Alongside global ambition from the outset, Scevak said Blackbird Ventures also seeks classic entrepreneurial DNA, recognising the fundamental characteristics required to be successful in a start- up environment.
In short, it's the ability to get things done with limited resources, under intense pressure and within a chaotic environment.
Bucking the trend that technologists can become true leaders, Scevak believes great developers can evolve into great CEOs, with venture capital firms playing a key role in the personal progression of a start-up founder.
"We root for people doing their life's work," he added. "Capital takes two things to be a success.
"Firstly, it takes a company building a product that is needed by customers. And secondly, you need an entrepreneur who is carrying out their life's work because they need to be able to say no to the $20 million exit from Salesforce when they're just starting to succeed."
Pros and cons
But despite the allure of greater levels of investment, partnership with a venture capital firm means agreeing to a roller coaster ride of emotions for start-ups.
And crucially, entrepreneurs must be ready for the ride.
"The process for successful businesses is have control, have no control, then have control again, Scevak explained. "Every triumphant company has given up control when they have IPO'd or created new shares with the founders through earnings."

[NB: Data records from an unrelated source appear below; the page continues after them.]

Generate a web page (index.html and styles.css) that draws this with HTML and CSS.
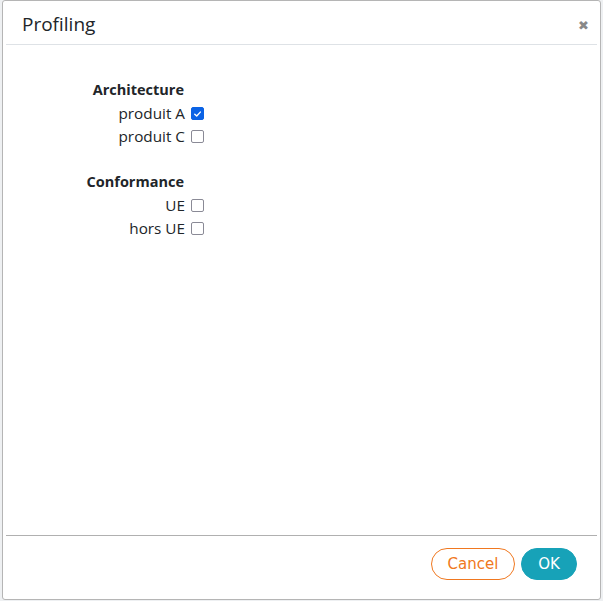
FILE: index.html
```html
<!DOCTYPE html>
<html>
<head>
<meta charset="utf-8">
<link rel="stylesheet" href="styles.css">
</head>
<body>
<div class="page">
  <div class="dialog">
    <div class="header">
      <h1 class="title">Profiling</h1>
      <span class="close">&#10006;</span>
    </div>
    <div class="body">
      <div class="group">
        <div class="group-title">Architecture</div>
        <label class="row">produit A <span class="cb checked"><svg viewBox="0 0 14 14" width="14" height="14"><path d="M3.5 7.2 L6 9.6 L10.6 4.6" fill="none" stroke="#fff" stroke-width="1.8" stroke-linecap="round" stroke-linejoin="round"/></svg></span></label>
        <label class="row">produit C <span class="cb"></span></label>
      </div>
      <div class="group">
        <div class="group-title">Conformance</div>
        <label class="row">UE <span class="cb"></span></label>
        <label class="row">hors UE <span class="cb"></span></label>
      </div>
    </div>
    <div class="footer">
      <button class="btn btn-cancel">Cancel</button>
      <button class="btn btn-ok">OK</button>
    </div>
  </div>
</div>
</body>
</html>
```
FILE: styles.css
```css
html, body {
  margin: 0;
  padding: 0;
  background: #eef0f2;
}
.page {
  width: 603px;
  height: 601px;
  padding: 0 2px 1px 2px;
  box-sizing: border-box;
  background: #eef0f2;
}
.dialog {
  height: 600px;
  box-sizing: border-box;
  border: 1px solid #b5b5b5;
  border-radius: 3px;
  background: #fff;
  padding: 0 3px 0 3px;
  display: flex;
  flex-direction: column;
  font-family: "Open Sans", "Noto Sans", sans-serif;
  color: #212529;
}
.header {
  flex: none;
  border-bottom: 1px solid #dee2e6;
  display: flex;
  align-items: center;
  justify-content: space-between;
  padding: 3px 8px 0 16px;
  box-sizing: border-box;
  height: 44px;
}
.title {
  margin: 0;
  font-family: "Open Sans", sans-serif;
  font-weight: 400;
  font-size: 19px;
  color: #212529;
}
.close {
  color: #888;
  font-size: 13px;
  font-family: "DejaVu Sans", sans-serif;
  font-weight: bold;
  padding-top: 2px;
}
.body {
  flex: 1;
  padding: 33px 0 0 0;
}
.group {
  width: 198px;
  display: flex;
  flex-direction: column;
  align-items: flex-end;
  margin-bottom: 22px;
}
.group-title {
  font-weight: 700;
  font-size: 14.5px;
  line-height: 23px;
  padding-right: 20px;
  padding-bottom: 1px;
}
.row {
  font-size: 15.3px;
  line-height: 23px;
  display: flex;
  align-items: center;
  gap: 6px;
}
.cb {
  width: 11px;
  height: 11px;
  border: 1.5px solid #8a8a96;
  border-radius: 2px;
  display: inline-flex;
  align-items: center;
  justify-content: center;
  background: #fff;
}
.cb.checked {
  background: #0b63e5;
  border-color: #0b63e5;
}
.cb svg {
  width: 12px;
  height: 12px;
}
.footer {
  flex: none;
  height: 64px;
  box-sizing: border-box;
  border-top: 1px solid #b0b0b0;
  display: flex;
  justify-content: flex-end;
  align-items: flex-start;
  padding: 12px 20px 0 0;
  gap: 6px;
}
.btn {
  height: 32px;
  border-radius: 16px;
  font-family: "DejaVu Sans", Verdana, sans-serif;
  font-size: 15px;
  padding: 0;
  cursor: pointer;
}
.btn-cancel {
  width: 84px;
  background: #fff;
  border: 1px solid #f07820;
  color: #f07820;
}
.btn-ok {
  width: 56px;
  background: #17a2b8;
  border: 1px solid #17a2b8;
  color: #fff;
}
```
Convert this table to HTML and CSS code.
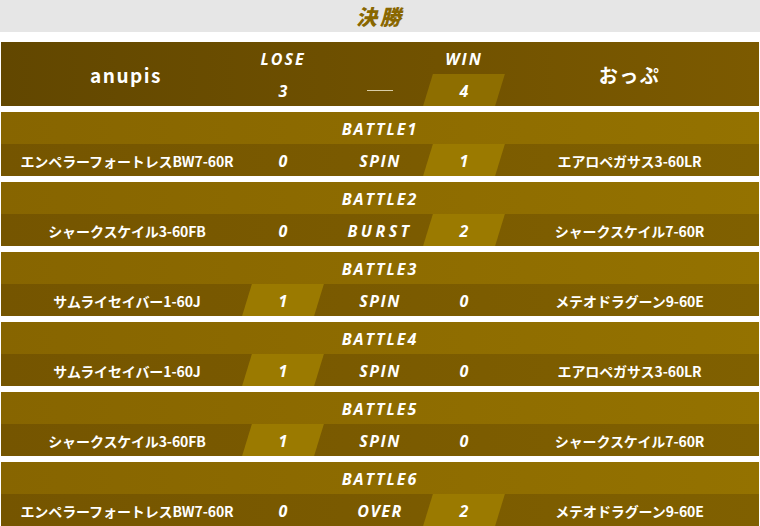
FILE: index.html
```html
<!DOCTYPE html>
<html lang="ja">
<head>
  <meta charset="UTF-8" />
  <title>決勝</title>
  <link rel="stylesheet" href="styles.css">
</head>
<body>
  <h1 class="title">決勝</h1>

  <div class="summary">
    <div class="player">anupis</div>
    <div class="label">LOSE</div>
    <div class="label mid"></div>
    <div class="label">WIN</div>
    <div class="player">おっぷ</div>
    <div class="score">3</div>
    <div class="mid"><span class="dash"></span></div>
    <div class="score win">4</div>
  </div>

  <div class="battle">
    <div class="battle-title">BATTLE1</div>
    <div class="row">
      <div class="bey">エンペラーフォートレスBW7-60R</div>
      <div class="score">0</div>
      <div class="finish">SPIN</div>
      <div class="score win">1</div>
      <div class="bey">エアロペガサス3-60LR</div>
    </div>
  </div>

  <div class="battle">
    <div class="battle-title">BATTLE2</div>
    <div class="row">
      <div class="bey">シャークスケイル3-60FB</div>
      <div class="score">0</div>
      <div class="finish wide">BURST</div>
      <div class="score win">2</div>
      <div class="bey">シャークスケイル7-60R</div>
    </div>
  </div>

  <div class="battle">
    <div class="battle-title">BATTLE3</div>
    <div class="row">
      <div class="bey">サムライセイバー1-60J</div>
      <div class="score win">1</div>
      <div class="finish">SPIN</div>
      <div class="score">0</div>
      <div class="bey">メテオドラグーン9-60E</div>
    </div>
  </div>

  <div class="battle">
    <div class="battle-title">BATTLE4</div>
    <div class="row">
      <div class="bey">サムライセイバー1-60J</div>
      <div class="score win">1</div>
      <div class="finish">SPIN</div>
      <div class="score">0</div>
      <div class="bey">エアロペガサス3-60LR</div>
    </div>
  </div>

  <div class="battle">
    <div class="battle-title">BATTLE5</div>
    <div class="row">
      <div class="bey">シャークスケイル3-60FB</div>
      <div class="score win">1</div>
      <div class="finish">SPIN</div>
      <div class="score">0</div>
      <div class="bey">シャークスケイル7-60R</div>
    </div>
  </div>

  <div class="battle">
    <div class="battle-title">BATTLE6</div>
    <div class="row">
      <div class="bey">エンペラーフォートレスBW7-60R</div>
      <div class="score">0</div>
      <div class="finish">OVER</div>
      <div class="score win">2</div>
      <div class="bey">メテオドラグーン9-60E</div>
    </div>
  </div>
</body>
</html>
```

FILE: styles.css
```css
* {
  box-sizing: border-box;
}

body {
  margin: 0;
  padding: 0;
  background-color: #ffffff;
  color: #ffffff;
  font-family: "Open Sans", "Noto Sans CJK JP", sans-serif;
}

.title {
  margin: 0 0 10px;
  height: 32px;
  line-height: 32px;
  background-color: #e6e6e6;
  color: #896700;
  font-family: "Noto Sans CJK JP", sans-serif;
  font-size: 21px;
  font-style: italic;
  font-weight: 900;
  letter-spacing: 3px;
  text-align: center;
}

.summary,
.row {
  display: grid;
  grid-template-columns: 246px 72px 109px 72px 1fr;
  align-items: center;
}

.summary {
  margin: 0 1px 6px;
  height: 64px;
  grid-template-rows: 32px 32px;
  background: linear-gradient(to right, #624700, #7c5a00);
}

.player {
  grid-row: span 2;
  text-align: center;
  font-family: "Noto Sans CJK JP", sans-serif;
  font-size: 19px;
  font-weight: bold;
  letter-spacing: 1.5px;
}

.player:first-child {
  padding-left: 4px;
}

.label {
  padding-top: 2px;
  text-align: center;
  font-size: 16px;
  font-style: italic;
  font-weight: bold;
  letter-spacing: 2px;
}

.mid {
  display: flex;
  justify-content: center;
  padding-left: 13px;
}

.dash {
  display: block;
  width: 26px;
  height: 1px;
  background-color: #d9cda6;
}

.score {
  position: relative;
  height: 100%;
  display: flex;
  align-items: center;
  justify-content: center;
  padding-top: 1px;
  font-size: 16px;
  font-style: italic;
  font-weight: bold;
  z-index: 0;
}

.score.win::before {
  content: "";
  position: absolute;
  inset: 0;
  background-color: #9b7a00;
  transform: skewX(-17deg);
  z-index: -1;
}

.summary .score.win::before {
  background-color: #8e6e00;
}

.battle {
  margin: 0 1px 6px;
  height: 64px;
}

.battle-title {
  height: 32px;
  line-height: 34px;
  background: linear-gradient(to right, #876500, #947200);
  text-align: center;
  font-size: 16px;
  font-style: italic;
  font-weight: bold;
  letter-spacing: 2px;
}

.row {
  height: 32px;
  background: linear-gradient(to right, #755500, #806000);
}

.bey {
  padding-top: 1px;
  text-align: center;
  font-family: "Noto Sans CJK JP", sans-serif;
  font-size: 14px;
  font-weight: bold;
  letter-spacing: -0.1px;
}

.row .bey:first-child {
  padding-left: 6px;
}

.finish {
  padding-left: 13px;
  padding-top: 1px;
  text-align: center;
  font-size: 16px;
  font-style: italic;
  font-weight: bold;
  letter-spacing: 1.5px;
}

.finish.wide {
  letter-spacing: 3.5px;
}
```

As a general rule of thumb, when a start-up agrees to any round of financing, it instantly gives up 20 per cent of the company.
A business won't lose control or equity distribution in the first two rounds, but Scevak said it's almost inevitable the entrepreneur will give up ultimate control.
While seeking extra help from venture capitalist firms is chiefly designed to maximise the impact of the product as soon as possible, it's a very deliberate decision to make, and shouldn't be taken lightly.
Niki Scevak, Managing Director of Blackbird Ventures
For Scevak, as a CEO, entrepreneurs must be clear on the control tug-of-war that will emerge once entertaining a venture capital play.
"Venture capital is not right for so many businesses," he acknowledged.
From an Autopilot standpoint, Sharkey said partnership with a venture capital firm represented a "no-brainer" for the business, because it made "strategic sense" from a product perspective.
"Venture capital organisations want billion dollar exits or are often looking for a return in excess of 10 times their capital," he added. "The reality is some opportunities or business models just aren't positioned well to offer this kind of return or potential growth.